Y aquí va la parte que más me duele:
quienes tenemos pequeñas bodegas, sin empleados fijos, sin recursos para montar infraestructuras administrativas, acabamos sintiéndonos fuera de juego.
Aunque estemos haciendo las cosas bien.
Con respeto.
Con responsabilidad.
Con alma.
Mientras tanto, las macro bodegas fichan vendimiadores como quien mueve un Excel.
Y se crea una normativa pensada para esa escala, pero que no tiene nada que ver con la nuestra.
Lo digo con claridad: necesitamos un marco que permita la vendimia familiar sin poner en riesgo su legalidad.
Esto no es solo una opinión personal. Es un tema que ya se está debatiendo en espacios como la jornada “Vendimia y vino familiar: patrimonio cultural”, impulsada por la Fundación Caja Rioja, donde se reconoce que la vinificación particular y la vendimia familiar forman parte del patrimonio cultural de nuestros pueblos. Y que merece ser protegido, no invisibilizado.
Yo quiero seguir vendimiando con mi gente
No por nostalgia.
Sino porque es una forma de cuidar mi tierra, de transmitir un saber, de crear comunidad.
Porque no hay mejor manera de entender un vino que haber recogido tú misma la uva.
Porque cuando vendimias con alguien, compartes mucho más que un día de trabajo.
Compartes un pedazo de historia. Nos juntamos tres generaciones en torno a las uvas.

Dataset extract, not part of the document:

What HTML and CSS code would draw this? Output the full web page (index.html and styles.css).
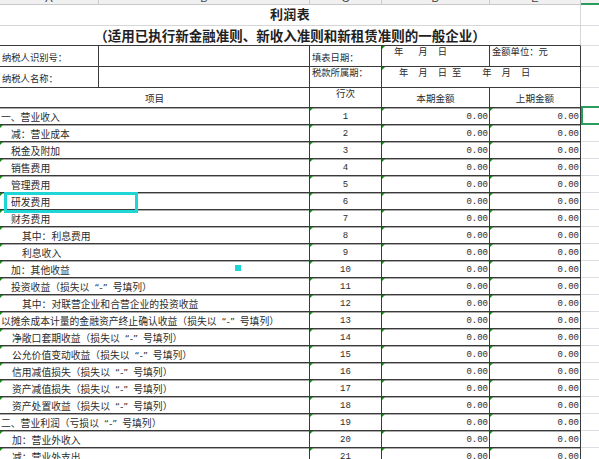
FILE: index.html
```html
<!DOCTYPE html>
<html lang="zh-CN">
<head>
<meta charset="utf-8">
<title>利润表</title>
<link rel="stylesheet" href="styles.css">
</head>
<body>
<div class="sheet">
  <div class="colhead">
    <div class="ch">A</div><div class="ch">B</div><div class="ch">C</div><div class="ch">D</div><div class="ch">E</div><div class="ch sel">F</div>
  </div>
  <div class="grid">
    <div class="c title-cell t1"><span class="title">利润表</span></div><div class="c f"></div>
    <div class="c title-cell t2"><span class="subtitle">（适用已执行新金融准则、新收入准则和新租赁准则的一般企业）</span></div><div class="c f"></div>

    <div class="c info mid">纳税人识别号：</div><div class="c"></div><div class="c info mid">填表日期：</div><div class="c info top g"><span class="s2 first">年</span><span class="s3">月</span><span class="s2">日</span></div><div class="c info top">金额单位：元</div><div class="c f"></div>
    <div class="c info mid">纳税人名称：</div><div class="c"></div><div class="c info top">税款所属期：</div><div class="c info top wide g"><span class="s3 first">年</span><span class="s2">月</span><span class="s2">日</span><span class="s1">至</span><span class="s4">年</span><span class="s2">月</span><span class="s2">日</span></div><div class="c f"></div>

    <div class="c hd lab">项目</div><div class="c hd top">行次</div><div class="c hd">本期金额</div><div class="c hd">上期金额</div><div class="c f"></div>

    <div class="c d lab l0">一、营业收入</div><div class="c d num g">1</div><div class="c d amt g">0.00</div><div class="c d amt g">0.00</div><div class="c f"></div>
    <div class="c d lab l1 g">减：营业成本</div><div class="c d num g">2</div><div class="c d amt g">0.00</div><div class="c d amt g">0.00</div><div class="c f"></div>
    <div class="c d lab l1 g">税金及附加</div><div class="c d num g">3</div><div class="c d amt g">0.00</div><div class="c d amt g">0.00</div><div class="c f"></div>
    <div class="c d lab l1 g">销售费用</div><div class="c d num g">4</div><div class="c d amt g">0.00</div><div class="c d amt g">0.00</div><div class="c f"></div>
    <div class="c d lab l1 g">管理费用</div><div class="c d num g">5</div><div class="c d amt g">0.00</div><div class="c d amt g">0.00</div><div class="c f"></div>
    <div class="c d lab l1 g">研发费用</div><div class="c d num g">6</div><div class="c d amt g">0.00</div><div class="c d amt g">0.00</div><div class="c f"></div>
    <div class="c d lab l1 g">财务费用</div><div class="c d num g">7</div><div class="c d amt g">0.00</div><div class="c d amt g">0.00</div><div class="c f"></div>
    <div class="c d lab l2 g">其中：利息费用</div><div class="c d num g">8</div><div class="c d amt g">0.00</div><div class="c d amt g">0.00</div><div class="c f"></div>
    <div class="c d lab l2 g">利息收入</div><div class="c d num g">9</div><div class="c d amt g">0.00</div><div class="c d amt g">0.00</div><div class="c f"></div>
    <div class="c d lab l1 g">加：其他收益</div><div class="c d num g">10</div><div class="c d amt g">0.00</div><div class="c d amt g">0.00</div><div class="c f"></div>
    <div class="c d lab l1 g">投资收益（损失以<span class="q">“-”</span>号填列）</div><div class="c d num g">11</div><div class="c d amt g">0.00</div><div class="c d amt g">0.00</div><div class="c f"></div>
    <div class="c d lab l2 g">其中：对联营企业和合营企业的投资收益</div><div class="c d num g">12</div><div class="c d amt g">0.00</div><div class="c d amt g">0.00</div><div class="c f"></div>
    <div class="c d lab l0 g">以摊余成本计量的金融资产终止确认收益（损失以<span class="q">“-”</span>号填列）</div><div class="c d num g">13</div><div class="c d amt g">0.00</div><div class="c d amt g">0.00</div><div class="c f"></div>
    <div class="c d lab l1b g">净敞口套期收益（损失以<span class="q">“-”</span>号填列）</div><div class="c d num g">14</div><div class="c d amt g">0.00</div><div class="c d amt g">0.00</div><div class="c f"></div>
    <div class="c d lab l1b g">公允价值变动收益（损失以<span class="q">“-”</span>号填列）</div><div class="c d num g">15</div><div class="c d amt g">0.00</div><div class="c d amt g">0.00</div><div class="c f"></div>
    <div class="c d lab l1b g">信用减值损失（损失以<span class="q">“-”</span>号填列）</div><div class="c d num g">16</div><div class="c d amt g">0.00</div><div class="c d amt g">0.00</div><div class="c f"></div>
    <div class="c d lab l1b g">资产减值损失（损失以<span class="q">“-”</span>号填列）</div><div class="c d num g">17</div><div class="c d amt g">0.00</div><div class="c d amt g">0.00</div><div class="c f"></div>
    <div class="c d lab l1b g">资产处置收益（损失以<span class="q">“-”</span>号填列）</div><div class="c d num g">18</div><div class="c d amt g">0.00</div><div class="c d amt g">0.00</div><div class="c f"></div>
    <div class="c d lab l0">二、营业利润（亏损以<span class="q">“-”</span>号填列）</div><div class="c d num g">19</div><div class="c d amt g">0.00</div><div class="c d amt g">0.00</div><div class="c f"></div>
    <div class="c d lab l1b g">加：营业外收入</div><div class="c d num g">20</div><div class="c d amt g">0.00</div><div class="c d amt g">0.00</div><div class="c f"></div>
    <div class="c d lab l1b g">减：营业外支出</div><div class="c d num g">21</div><div class="c d amt g">0.00</div><div class="c d amt g">0.00</div><div class="c f"></div>
  </div>
  <div class="sel-cyan"></div>
  <div class="dot-cyan"></div>
  <div class="sel-green"></div>
</div>
</body>
</html>
```
FILE: styles.css
```css
html, body {
  margin: 0;
  padding: 0;
  background: #ffffff;
}

.sheet {
  position: relative;
  width: 599px;
  height: 459px;
  overflow: hidden;
  font-family: "Noto Sans CJK SC", sans-serif;
  color: #2b2b2b;
}

.colhead {
  display: grid;
  grid-template-columns: 99px 211px 72px 108px 91px 80px;
  height: 20px;
  margin-top: -15px;
  box-sizing: border-box;
  background: #f0f0f0;
  border-bottom: 1px solid #c8c8c8;
  font: 11px/12px "Liberation Sans", sans-serif;
  color: #444;
}

.ch {
  box-sizing: border-box;
  border-right: 1px solid #cdcdcd;
  display: flex;
  align-items: flex-end;
  justify-content: center;
}

.ch.sel {
  box-shadow: inset 0 -1px 0 #2a9d5c, 0 1px 0 #2a9d5c;
}

.grid {
  display: grid;
  grid-template-columns: 99px 211px 72px 108px 91px 80px;
  grid-template-rows: 21px 20px 21px 21px 20px repeat(21, 17px);
}

.c {
  box-sizing: border-box;
  position: relative;
  min-width: 0;
  display: flex;
  align-items: center;
  white-space: nowrap;
  font-size: 9.8px;
  border-right: 1px solid #3a3a3a;
  border-bottom: 1px solid #3a3a3a;
}

.f {
  border-right: 1px solid #dadde2;
  border-bottom: 1px solid #dadde2;
}

.title-cell {
  grid-column: span 5;
  justify-content: center;
  border-right-color: #d6d6d6;
  font-weight: 700;
  color: #1f1f1f;
}

.t1 {
  border-bottom-color: #d6d6d6;
  padding-bottom: 3px;
}

.t2 {
  padding-bottom: 2px;
}

.title {
  font-size: 13px;
  letter-spacing: 0.4px;
}

.subtitle {
  font-size: 13.5px;
}

.info {
  padding-left: 2px;
  font-size: 9.3px;
}

.mid {
  padding-top: 2px;
}

.top {
  align-items: flex-start;
  line-height: 10px;
}

.wide {
  grid-column: span 2;
}

.s1 { margin-left: 5px; }
.s2 { margin-left: 10px; }
.s3 { margin-left: 15px; }
.s4 { margin-left: 21px; }

.s2.first { margin-left: 10px; }
.s3.first { margin-left: 15px; }

.hd {
  justify-content: center;
  font-size: 9.6px;
}

.lab {
  grid-column: span 2;
}

.d {
  box-shadow: inset 0 1px 0 #ababab;
  padding-top: 2px;
}

.l0 { padding-left: 1px; }
.l1 { padding-left: 11px; }
.l1b { padding-left: 12px; }
.l2 { padding-left: 22px; }

.q {
  font-family: "DejaVu Sans", sans-serif;
  font-size: 9.5px;
  padding: 0 5px;
}

.num {
  justify-content: center;
  font-family: "Liberation Mono", monospace;
  font-size: 9px;
}

.amt {
  justify-content: flex-end;
  padding-right: 1px;
  font-family: "Liberation Mono", monospace;
  font-size: 9px;
}

.g::before {
  content: "";
  position: absolute;
  left: 0;
  top: 0;
  width: 0;
  height: 0;
  border-top: 3px solid #118a11;
  border-right: 3px solid transparent;
}

.sel-cyan {
  position: absolute;
  left: 4px;
  top: 192px;
  width: 134px;
  height: 21px;
  box-sizing: border-box;
  border: 3px solid #1fd5d5;
}

.dot-cyan {
  position: absolute;
  left: 235px;
  top: 265px;
  width: 6px;
  height: 6px;
  background: #1fd5d5;
}

.sel-green {
  position: absolute;
  left: 581px;
  top: 106px;
  width: 22px;
  height: 19px;
  box-sizing: border-box;
  border: 2px solid #2a9d5c;
}
```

Y eso vale más que cualquier procedimiento burocrático.
En mi bodega, en Navarrete, lo seguimos haciendo así. En la medida que se puede.
Con manos cercanas, con conversaciones al atardecer, con almuerzos compartidos bajo una parra.

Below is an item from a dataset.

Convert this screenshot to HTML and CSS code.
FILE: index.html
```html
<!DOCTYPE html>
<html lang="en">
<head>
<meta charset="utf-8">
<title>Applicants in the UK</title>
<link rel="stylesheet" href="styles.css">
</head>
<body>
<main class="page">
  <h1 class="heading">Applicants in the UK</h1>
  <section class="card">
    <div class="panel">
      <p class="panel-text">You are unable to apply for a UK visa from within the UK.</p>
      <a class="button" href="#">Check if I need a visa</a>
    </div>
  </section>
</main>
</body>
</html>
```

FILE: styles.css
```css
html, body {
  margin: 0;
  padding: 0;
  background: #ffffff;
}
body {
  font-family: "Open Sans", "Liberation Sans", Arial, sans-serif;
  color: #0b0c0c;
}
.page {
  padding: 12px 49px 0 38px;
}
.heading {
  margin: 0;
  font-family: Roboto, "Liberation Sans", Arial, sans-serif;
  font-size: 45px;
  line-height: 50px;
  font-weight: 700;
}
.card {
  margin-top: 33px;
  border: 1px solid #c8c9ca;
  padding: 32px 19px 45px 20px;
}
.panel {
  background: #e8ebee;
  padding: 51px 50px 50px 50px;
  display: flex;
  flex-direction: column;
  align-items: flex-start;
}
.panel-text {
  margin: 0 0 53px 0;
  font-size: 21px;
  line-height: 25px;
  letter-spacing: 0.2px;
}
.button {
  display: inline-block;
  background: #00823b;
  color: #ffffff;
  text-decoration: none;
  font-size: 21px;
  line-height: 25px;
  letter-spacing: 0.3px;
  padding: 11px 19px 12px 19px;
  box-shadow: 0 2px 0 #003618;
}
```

Vendimiar en familia también educa. También crea futuro.
Y si lo perdemos, perderemos también una parte del alma de esta tierra.
La vendimia como momento de transmisión
Hay algo que no se aprende en un curso ni en un manual:
la mirada de quien lleva años cortando uvas, sabiendo cuándo están en su punto, con solo tocar el racimo.
Eso te lo enseña una tía, una abuela, un primo.
Eso se transmite con el cuerpo, con la convivencia.
Eso no se sustituye con un protocolo.
La vendimia en familia es también una forma de aprender a trabajar juntos.
A compartir esfuerzo, cansancio y alegría.
A entender que el vino no es solo un producto: es el resultado de una cadena humana que empieza en la viña y termina en la copa.
Y ese tipo de aprendizaje no se puede perder.
Rioja también es esto
Rioja es muchas cosas.
Es exportación. Es denominación. Es mercado.
Pero Rioja también es pueblo, es comunidad.
Es vendimia compartida.
Y sería bonito que desde las instituciones se entendiera esta realidad y se protegiera como lo que es: un tesoro que aún late en nuestros pueblos, pero que necesita ser cuidado para no desaparecer. Es nuestra cultura.
Por eso escribo esto.
Porque no quiero quedarme solo con la queja.
Quiero abrir conversación.
Quiero que se visibilice.
Quiero que se entienda que defender la vendimia familiar no es estar en contra de la ley.
Es pedir una ley que entienda nuestra forma de vida.
¿Vendimiaste alguna vez así?
¿Sabes de lo que hablo?
¿Te suena esa mezcla de cansancio feliz, de viña y merienda, de conversación entre hileras?
En mi bodega, en Navarrete, seguimos haciéndolo así.
Con lo que podemos. Con lo que tenemos. Con lo que somos.